▶ [Data for this exercise]:
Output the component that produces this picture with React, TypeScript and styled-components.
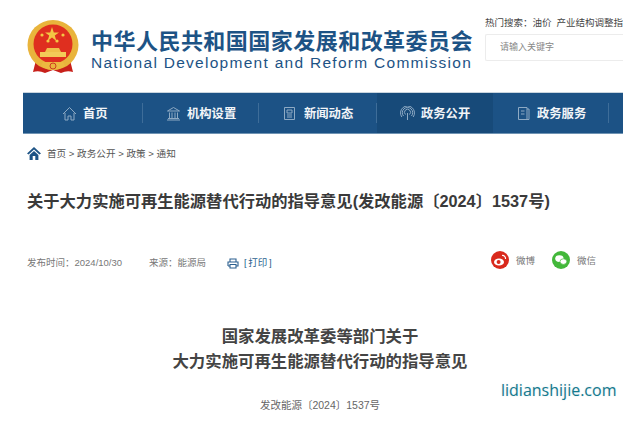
import React from 'react';
import styled, { createGlobalStyle } from 'styled-components';

const GlobalStyle = createGlobalStyle`
  html, body {
    margin: 0;
    padding: 0;
    background: #fff;
    overflow: hidden;
  }
  body {
    font-family: "Liberation Sans", "Noto Sans CJK SC", sans-serif;
  }
`;

const Page = styled.div`
  position: relative;
  width: 641px;
  height: 423px;
  overflow: hidden;
  background: #fff;
`;

const Inner = styled.div`
  width: 623px;
  overflow: hidden;
`;

const Header = styled.header`
  display: flex;
  height: 92px;
  padding-left: 27px;
  box-sizing: border-box;
`;

const Brand = styled.div`
  display: flex;
  width: 458px;
  padding-top: 20px;
  box-sizing: border-box;
`;

const BrandText = styled.div`
  margin-left: 12px;
  padding-top: 10px;
`;

const BrandCn = styled.div`
  font-size: 22px;
  line-height: 23px;
  font-weight: 700;
  color: #1d5385;
  letter-spacing: 0.47px;
  white-space: nowrap;
`;

const BrandEn = styled.div`
  font-size: 15.5px;
  line-height: 17px;
  margin-top: 1px;
  color: #1d5385;
  letter-spacing: 1.28px;
  white-space: nowrap;
`;

const SearchArea = styled.div`
  flex: 1;
  min-width: 0;
  padding-top: 16px;
`;

const HotWords = styled.div`
  font-size: 9.5px;
  line-height: 13px;
  color: #444;
  white-space: nowrap;
  span {
    margin-left: 5px;
  }
`;

const SearchBox = styled.div`
  margin-top: 5px;
  height: 27px;
  width: 138px;
  padding-left: 14px;
  box-sizing: border-box;
  border: 1px solid #ececec;
  border-right: none;
  border-radius: 2px 0 0 2px;
  font-size: 9px;
  line-height: 25px;
  color: #888;
`;

const Nav = styled.nav`
  display: flex;
  margin-left: 23px;
  height: 42px;
  box-sizing: border-box;
  background: #1c5285;
  border-top: 1px solid #c9d5df;
  border-bottom: 1px solid #6f93b3;
`;

const NavItem = styled.div<{ $width: number; $active?: boolean; $pad: number }>`
  position: relative;
  display: flex;
  align-items: center;
  width: ${(p) => p.$width}px;
  padding-left: ${(p) => p.$pad}px;
  box-sizing: border-box;
  background: ${(p) => (p.$active ? '#174a79' : 'transparent')};
  &::after {
    content: '';
    display: ${(p) => (p.$active ? 'none' : 'block')};
    position: absolute;
    right: 0;
    top: 10px;
    height: 20px;
    width: 1px;
    background: #3e6d99;
  }
`;

const NavIcon = styled.svg`
  width: 15px;
  height: 15px;
  flex: none;
  fill: none;
  stroke: #8eaac4;
  stroke-width: 1;
`;

const NavLabel = styled.span<{ $gap: number }>`
  margin-left: ${(p) => p.$gap}px;
  font-size: 12.3px;
  font-weight: 700;
  color: #f2f5f8;
  white-space: nowrap;
`;

const Crumbs = styled.div`
  display: flex;
  align-items: center;
  height: 16px;
  margin: 11px 0 0 27px;
  font-size: 9.6px;
  color: #555;
  white-space: nowrap;
`;

const CrumbIcon = styled.svg`
  width: 14px;
  height: 13px;
  margin-right: 6px;
  fill: #1d5385;
`;

const Headline = styled.h1`
  margin: 29px 0 0 27px;
  font-size: 16.3px;
  line-height: 22px;
  font-weight: 700;
  color: #3a3a3a;
  white-space: nowrap;
`;

const Meta = styled.div`
  display: flex;
  align-items: center;
  height: 24px;
  margin: 38px 0 0 27px;
  font-size: 9.5px;
  color: #777;
  white-space: nowrap;
`;

const MetaGap = styled.span<{ $left: number }>`
  margin-left: ${(p) => p.$left}px;
`;

const PrintLink = styled.span`
  margin-left: 5px;
  color: #2b5f8f;
  word-spacing: -1px;
`;

const PrintIcon = styled.svg`
  width: 12px;
  height: 11px;
  margin: 2px 0 0 21px;
  fill: none;
  stroke: #2b5f8f;
  stroke-width: 1.1;
`;

const Share = styled.div`
  display: flex;
  align-items: center;
  margin: -4px 27px 0 auto;
`;

const ShareItem = styled.div`
  display: flex;
  align-items: center;
  margin-left: 17px;
  color: #777;
`;

const ShareDot = styled.svg`
  width: 18px;
  height: 18px;
  margin-right: 7px;
`;

const ArticleTitle = styled.h2`
  margin: 50px 0 0;
  width: 640px;
  text-align: center;
  font-size: 16.4px;
  line-height: 25px;
  font-weight: 700;
  color: #444;
`;

const DocNumber = styled.div`
  margin-top: 24px;
  width: 640px;
  text-align: center;
  font-size: 10.5px;
  line-height: 14px;
  color: #666;
`;

const Watermark = styled.div`
  position: absolute;
  left: 501px;
  top: 380px;
  font-family: "Open Sans", sans-serif;
  font-size: 16px;
  font-weight: 500;
  line-height: 20px;
  color: #14798e;
  text-shadow: 0 0 2px #d5e4e8;
`;

const Emblem = () => (
  <svg width="52" height="56" viewBox="0 0 52 56" style={{ flex: 'none' }}>
    <path d="M9 40 L6 52 Q12 50 18 53 L26 50 L34 53 Q40 50 46 52 L43 40 Z" fill="#c8201a" />
    <ellipse cx="26" cy="25" rx="25.5" ry="25" fill="#e9b43c" />
    <ellipse cx="26" cy="24" rx="19.5" ry="19.5" fill="#df2f1f" />
    <polygon points="25,7 26.8,12.4 32,12.4 27.8,15.6 29.4,21 25,17.6 20.6,21 22.2,15.6 18,12.4 23.2,12.4" fill="#f3c744" />
    <circle cx="15" cy="15" r="1.6" fill="#f3c744" />
    <circle cx="36" cy="15" r="1.6" fill="#f3c744" />
    <circle cx="21" cy="21" r="1.6" fill="#f3c744" />
    <circle cx="30" cy="21" r="1.6" fill="#f3c744" />
    <path d="M18 32 L20 28 H32 L34 32 Z" fill="#f0c04a" />
    <rect x="13" y="32" width="26" height="5" fill="#f3cb58" />
    <path d="M14 46 Q26 54 38 46 L36 42 H16 Z" fill="#ecba40" />
    <circle cx="26" cy="46" r="3" fill="#e9b43c" stroke="#c8201a" strokeWidth="0.8" />
  </svg>
);

const navItems = [
  {
    label: '首页',
    width: 120,
    pad: 39,
    gap: 6,
    icon: <path d="M1 8 L7.5 1.5 L14 8 M3 7 V14 H6 V10 H9 V14 H12 V7" />,
  },
  {
    label: '机构设置',
    width: 116,
    pad: 23,
    gap: 6,
    icon: <path d="M1.5 5 L7.5 1.5 L13.5 5 Z M1 14 H14 M2 12.5 H13 M3.5 6.5 V12 M6 6.5 V12 M9 6.5 V12 M11.5 6.5 V12" />,
  },
  {
    label: '新闻动态',
    width: 118,
    pad: 23,
    gap: 7,
    icon: <path d="M2.5 1.5 H12.5 V13.5 H2.5 Z M5 4 H10 V7 H5 Z M5 9 H10 M5 11 H10" />,
  },
  {
    label: '政务公开',
    width: 116,
    pad: 23,
    gap: 6,
    active: true,
    icon: <path d="M7.5 14 V7 M5.5 8.5 A3 3 0 1 1 9.5 8.5 M3.5 10 A5.2 5.2 0 1 1 11.5 10 M1.8 11 A7 7 0 1 1 13.2 11" />,
  },
  {
    label: '政务服务',
    width: 116,
    pad: 23,
    gap: 6,
    icon: <path d="M2.5 1.5 H11 V13.5 H2.5 Z M11 3 H13 V13.5 H11 M5 5 H8.5 M5 8 H8.5" />,
  },
];

const App: React.FC = () => {
  return (
    <Page>
      <GlobalStyle />
      <Inner>
        <Header>
          <Brand>
            <Emblem />
            <BrandText>
              <BrandCn>中华人民共和国国家发展和改革委员会</BrandCn>
              <BrandEn>National Development and Reform Commission</BrandEn>
            </BrandText>
          </Brand>
          <SearchArea>
            <HotWords>
              热门搜索：油价<span>产业结构调整指</span>
            </HotWords>
            <SearchBox>请输入关键字</SearchBox>
          </SearchArea>
        </Header>

        <Nav>
          {navItems.map((item) => (
            <NavItem key={item.label} $width={item.width} $pad={item.pad} $active={item.active}>
              <NavIcon viewBox="0 0 15 15">{item.icon}</NavIcon>
              <NavLabel $gap={item.gap}>{item.label}</NavLabel>
            </NavItem>
          ))}
        </Nav>

        <Crumbs>
          <CrumbIcon viewBox="0 0 14 13">
            <path d="M7 0 L14 6.5 L12.4 7.5 L7 2.6 L1.6 7.5 L0 6.5 Z M2.6 8 L7 4 L11.4 8 V13 H8.3 V9 H5.7 V13 H2.6 Z" />
          </CrumbIcon>
          首页 &gt; 政务公开 &gt; 政策 &gt; 通知
        </Crumbs>

        <Headline>关于大力实施可再生能源替代行动的指导意见(发改能源〔2024〕1537号)</Headline>

        <Meta>
          发布时间：2024/10/30
          <MetaGap $left={27}>来源：能源局</MetaGap>
          <PrintIcon viewBox="0 0 12 11">
            <path d="M3 3.5 V1 H9 V3.5 M1 8 V4 H11 V8 H9 M3 8 H1 M3 6.5 H9 V10 H3 Z" />
          </PrintIcon>
          <PrintLink>[ 打印 ]</PrintLink>
          <Share>
            <ShareItem>
              <ShareDot viewBox="0 0 18 18">
                <circle cx="9" cy="9" r="9" fill="#d9291c" />
                <ellipse cx="8" cy="11" rx="5" ry="3.6" fill="#fff" />
                <circle cx="7.6" cy="11" r="2" fill="#d9291c" />
                <path d="M11 4.5 A3 3 0 0 1 14.5 8" fill="none" stroke="#fff" strokeWidth="1.2" />
              </ShareDot>
              微博
            </ShareItem>
            <ShareItem>
              <ShareDot viewBox="0 0 18 18">
                <circle cx="9" cy="9" r="9" fill="#43b83a" />
                <ellipse cx="7.4" cy="7.6" rx="4.2" ry="3.4" fill="#fff" />
                <ellipse cx="11.4" cy="10.6" rx="3.4" ry="2.8" fill="#fff" stroke="#43b83a" strokeWidth="0.7" />
              </ShareDot>
              微信
            </ShareItem>
          </Share>
        </Meta>
      </Inner>

      <ArticleTitle>
        国家发展改革委等部门关于
        <br />
        大力实施可再生能源替代行动的指导意见
      </ArticleTitle>
      <DocNumber>发改能源〔2024〕1537号</DocNumber>
      <Watermark>lidianshijie.com</Watermark>
    </Page>
  );
};

export default App;
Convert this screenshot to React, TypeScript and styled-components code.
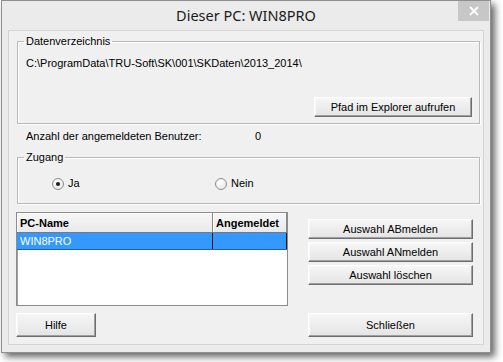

▶ [Job]: Find all lines where the word "TypeScript" appears. Copy them.

▶ [Complete output]:
Output the component that produces this picture with React, TypeScript and styled-components.
Convert this screenshot to React, TypeScript and styled-components code.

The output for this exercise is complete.